Dans le sud, les communautés locales vivant le long de l’axe
Brazzaville- Dolisie ont aussi été affectées par ces
mouvements de population. A Dolisie, où de violents affrontements
ont eu lieu, jusqu’à un tiers de la population se serait enfuie.
Plus de 50 pour cent des fugitifs sont à présent revenus.
La production agricole est essentiellement concentrée sur le manioc, qui est de loin le principal aliment de base, et occupe au moins 50 pour cent des superficies mises en culture (162 000 ha). La production de manioc s’élève approximativement à 790 000 tonnes par an. Avec 75 000 à 80 000 tonnes par an, la production de bananes-plantains se place au deuxième rang. La production céréalière est négligeable. Celle de maïs est tombée de 5 000 tonnes en 1995 à 4 000 tonnes en 1997. La moitié de ce volume est utilisée pour nourrir les volailles. Les importations de viande de volaille à bas prix ont eu un effet dissuasif sur la production locale et réduit la demande de maïs. Bien que la demande dépasse 25 000 tonnes par an, la production rizicole locale est très faible et en baisse depuis cinq ans. Le niveau atteint ces dernières années s’est échelonné entre 300 à 500 tonnes seulement. La commercialisation, qui relevait habituellement du monopole de l’Etat, semble être un obstacle majeur, de même que le transport des champs jusqu’aux marchés.

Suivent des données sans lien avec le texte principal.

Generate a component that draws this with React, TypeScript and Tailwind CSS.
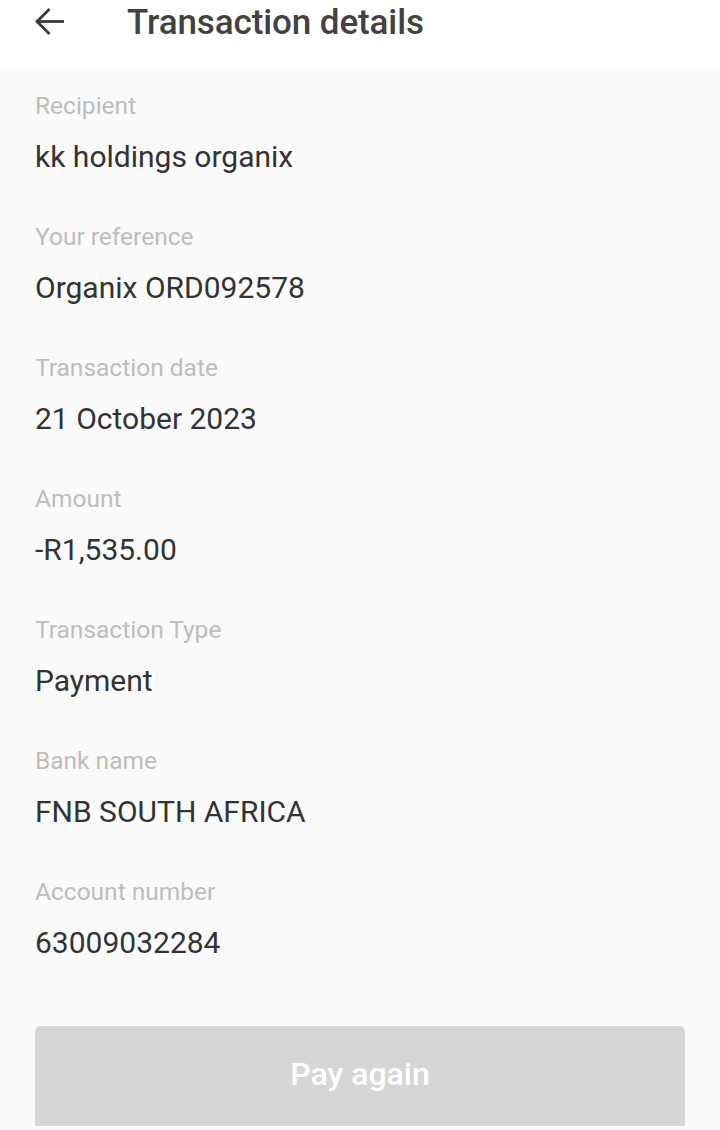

La production d’arachides est stationnaire, à environ 15 000 tonnes par an, et celle de haricots marque une légère progression avec moins de 1 000 tonnes par an. Les productions annuelles de fruits et de légumes s’élèvent à quelque 30 000 tonnes chacune.
Avec deux campagnes principales par an, la République du Congo a un bon potentiel agricole, grâce à ses sols riches, à de bonnes pluies et à d’abondantes ressources en eau. Toutefois, ce potentiel est encore dans une large mesure inexploité. La première campagne agricole principale dure de septembre/octobre à janvier/février et la deuxième de mars/avril à juin/juillet.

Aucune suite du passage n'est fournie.